DATA PROVIDED:
────────────────────
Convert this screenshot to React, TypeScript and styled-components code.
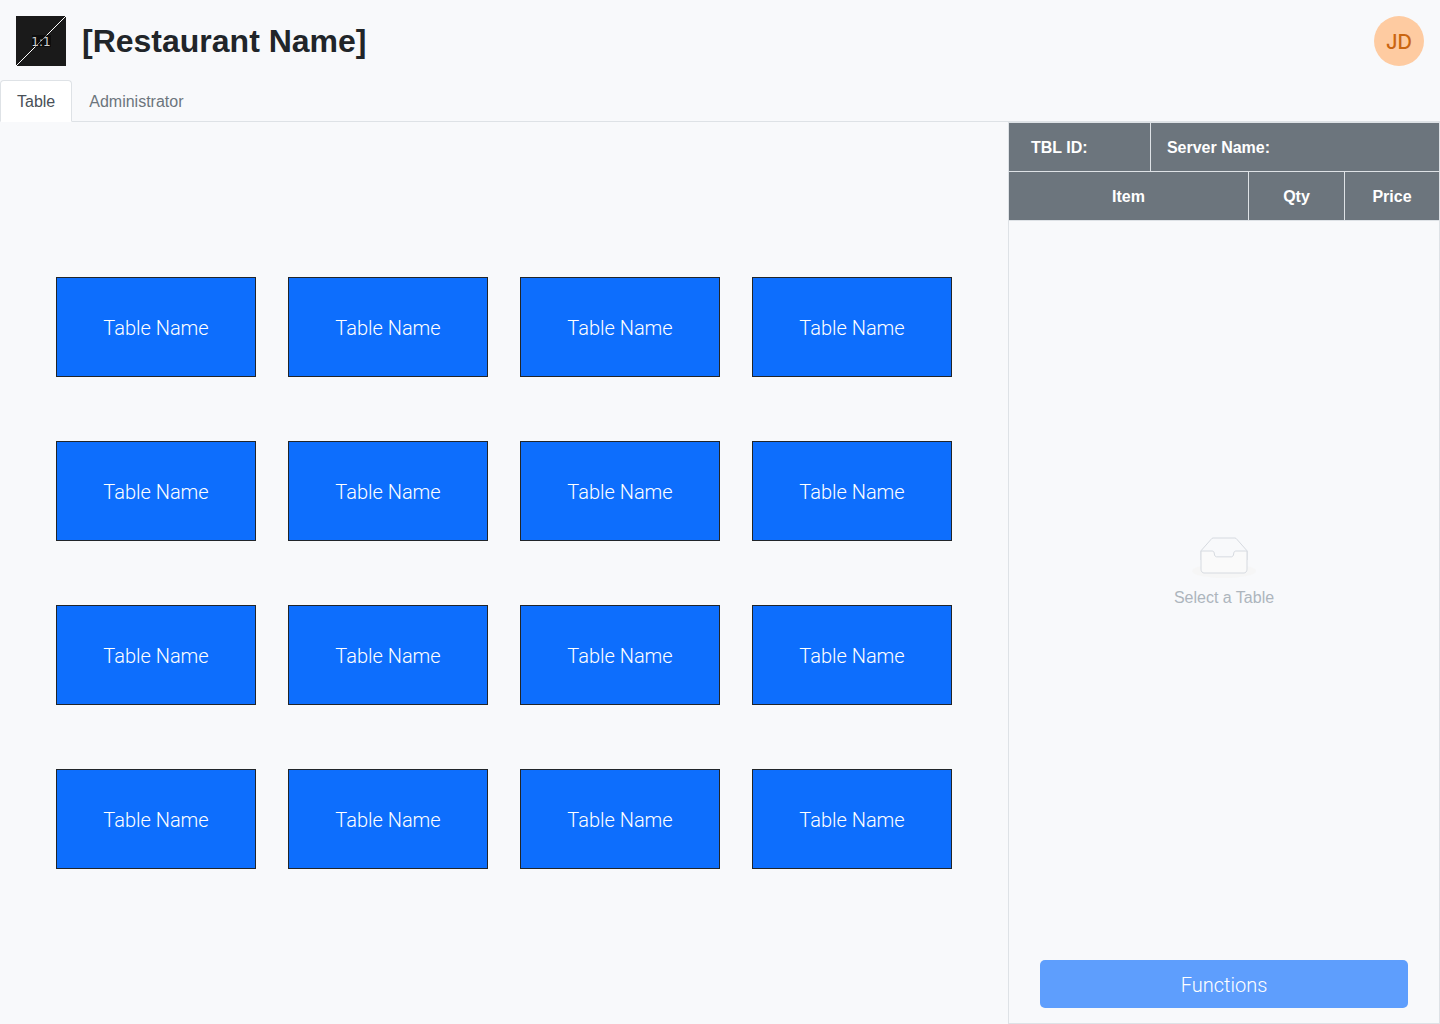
────────────────────
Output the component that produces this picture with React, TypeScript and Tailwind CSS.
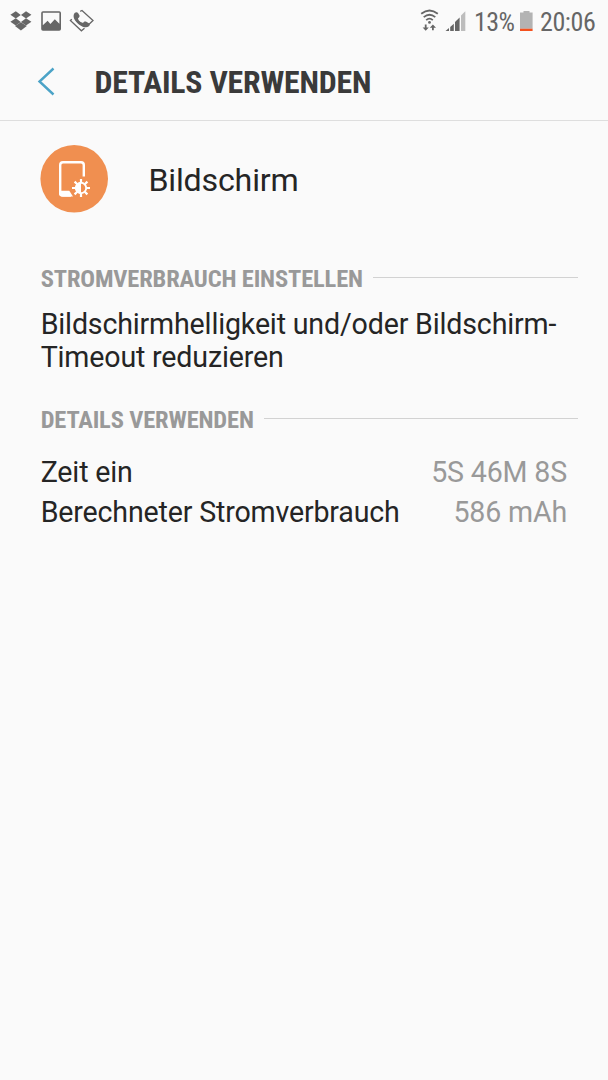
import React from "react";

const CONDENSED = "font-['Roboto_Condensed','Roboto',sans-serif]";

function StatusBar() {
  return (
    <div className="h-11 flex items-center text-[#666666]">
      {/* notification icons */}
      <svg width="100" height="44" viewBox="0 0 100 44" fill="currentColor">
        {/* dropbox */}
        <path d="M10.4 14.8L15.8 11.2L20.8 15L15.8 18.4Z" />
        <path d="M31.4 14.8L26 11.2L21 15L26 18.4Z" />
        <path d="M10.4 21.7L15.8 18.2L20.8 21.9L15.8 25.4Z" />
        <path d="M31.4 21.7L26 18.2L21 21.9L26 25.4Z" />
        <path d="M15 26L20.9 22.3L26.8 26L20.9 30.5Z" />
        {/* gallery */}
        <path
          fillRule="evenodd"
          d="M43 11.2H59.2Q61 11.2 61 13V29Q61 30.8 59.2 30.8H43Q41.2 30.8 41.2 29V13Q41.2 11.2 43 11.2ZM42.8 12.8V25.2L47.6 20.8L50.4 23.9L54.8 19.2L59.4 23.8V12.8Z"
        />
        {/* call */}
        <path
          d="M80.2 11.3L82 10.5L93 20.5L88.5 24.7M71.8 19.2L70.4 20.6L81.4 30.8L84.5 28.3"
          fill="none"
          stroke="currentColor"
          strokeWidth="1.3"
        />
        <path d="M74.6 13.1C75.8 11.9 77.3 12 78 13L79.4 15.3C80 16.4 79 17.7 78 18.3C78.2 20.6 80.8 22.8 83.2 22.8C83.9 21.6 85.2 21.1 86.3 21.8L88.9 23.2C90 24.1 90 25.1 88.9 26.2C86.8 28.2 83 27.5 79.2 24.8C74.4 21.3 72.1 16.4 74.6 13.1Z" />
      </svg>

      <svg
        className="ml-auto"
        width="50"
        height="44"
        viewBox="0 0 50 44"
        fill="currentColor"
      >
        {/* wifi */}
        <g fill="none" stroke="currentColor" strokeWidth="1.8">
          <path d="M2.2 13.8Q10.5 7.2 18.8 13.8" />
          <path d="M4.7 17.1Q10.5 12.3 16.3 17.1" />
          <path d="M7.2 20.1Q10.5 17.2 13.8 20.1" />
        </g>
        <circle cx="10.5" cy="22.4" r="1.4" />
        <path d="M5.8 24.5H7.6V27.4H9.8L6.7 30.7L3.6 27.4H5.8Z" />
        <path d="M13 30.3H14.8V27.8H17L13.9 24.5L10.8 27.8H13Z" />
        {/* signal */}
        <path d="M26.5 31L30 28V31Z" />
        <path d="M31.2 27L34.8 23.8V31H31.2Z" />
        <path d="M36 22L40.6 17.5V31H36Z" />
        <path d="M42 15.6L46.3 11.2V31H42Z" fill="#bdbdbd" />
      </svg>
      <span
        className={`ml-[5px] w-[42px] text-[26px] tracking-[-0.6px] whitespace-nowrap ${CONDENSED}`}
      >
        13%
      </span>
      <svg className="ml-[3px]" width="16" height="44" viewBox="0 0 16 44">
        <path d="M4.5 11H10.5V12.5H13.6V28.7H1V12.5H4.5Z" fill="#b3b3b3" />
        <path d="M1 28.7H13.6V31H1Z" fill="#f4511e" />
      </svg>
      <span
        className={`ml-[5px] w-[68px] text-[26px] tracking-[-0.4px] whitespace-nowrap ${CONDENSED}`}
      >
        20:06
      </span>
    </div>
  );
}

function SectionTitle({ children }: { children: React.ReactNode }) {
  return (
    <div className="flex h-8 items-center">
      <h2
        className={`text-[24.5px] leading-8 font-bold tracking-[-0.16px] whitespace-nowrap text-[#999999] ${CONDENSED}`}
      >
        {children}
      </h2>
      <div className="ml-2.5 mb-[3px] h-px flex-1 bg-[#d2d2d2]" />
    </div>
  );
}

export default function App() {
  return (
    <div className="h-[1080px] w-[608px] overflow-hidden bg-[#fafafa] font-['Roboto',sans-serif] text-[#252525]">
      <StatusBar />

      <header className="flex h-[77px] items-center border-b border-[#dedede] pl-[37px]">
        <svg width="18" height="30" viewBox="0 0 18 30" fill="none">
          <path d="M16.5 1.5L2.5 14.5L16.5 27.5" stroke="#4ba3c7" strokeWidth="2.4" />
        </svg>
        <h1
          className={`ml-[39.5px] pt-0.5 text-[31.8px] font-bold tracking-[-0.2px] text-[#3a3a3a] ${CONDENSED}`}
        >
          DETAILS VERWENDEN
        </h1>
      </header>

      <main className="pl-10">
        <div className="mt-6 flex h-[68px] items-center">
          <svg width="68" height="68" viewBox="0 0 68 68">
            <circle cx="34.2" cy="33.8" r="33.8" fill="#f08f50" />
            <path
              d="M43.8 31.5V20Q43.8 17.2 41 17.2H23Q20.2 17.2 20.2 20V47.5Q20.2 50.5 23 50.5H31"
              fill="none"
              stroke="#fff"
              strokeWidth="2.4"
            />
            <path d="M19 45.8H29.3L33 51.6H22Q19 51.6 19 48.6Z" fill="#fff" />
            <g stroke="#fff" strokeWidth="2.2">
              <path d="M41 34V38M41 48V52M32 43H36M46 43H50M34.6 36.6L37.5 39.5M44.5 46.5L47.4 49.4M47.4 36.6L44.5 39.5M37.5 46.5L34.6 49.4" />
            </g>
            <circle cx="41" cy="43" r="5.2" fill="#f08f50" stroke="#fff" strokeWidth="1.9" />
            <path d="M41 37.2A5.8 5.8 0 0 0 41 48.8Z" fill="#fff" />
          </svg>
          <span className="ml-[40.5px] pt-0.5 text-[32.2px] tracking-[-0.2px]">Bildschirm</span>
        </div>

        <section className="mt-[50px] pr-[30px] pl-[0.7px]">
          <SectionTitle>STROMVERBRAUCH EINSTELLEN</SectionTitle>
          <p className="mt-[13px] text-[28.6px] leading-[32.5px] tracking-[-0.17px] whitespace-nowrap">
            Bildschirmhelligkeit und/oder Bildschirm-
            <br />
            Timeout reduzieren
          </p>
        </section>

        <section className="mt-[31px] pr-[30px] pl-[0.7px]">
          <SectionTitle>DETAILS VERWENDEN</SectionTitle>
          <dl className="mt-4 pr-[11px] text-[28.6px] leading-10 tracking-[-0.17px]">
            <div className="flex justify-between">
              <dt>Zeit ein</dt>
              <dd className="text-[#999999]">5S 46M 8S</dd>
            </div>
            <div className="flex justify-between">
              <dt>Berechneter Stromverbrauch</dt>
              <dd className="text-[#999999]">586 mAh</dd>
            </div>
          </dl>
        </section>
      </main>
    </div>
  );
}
────────────────────
Pull out each line of the listing that holds the string "TypeScript".

Convert this screenshot to React, TypeScript and styled-components code.
Output the component that produces this picture with React, TypeScript and Tailwind CSS.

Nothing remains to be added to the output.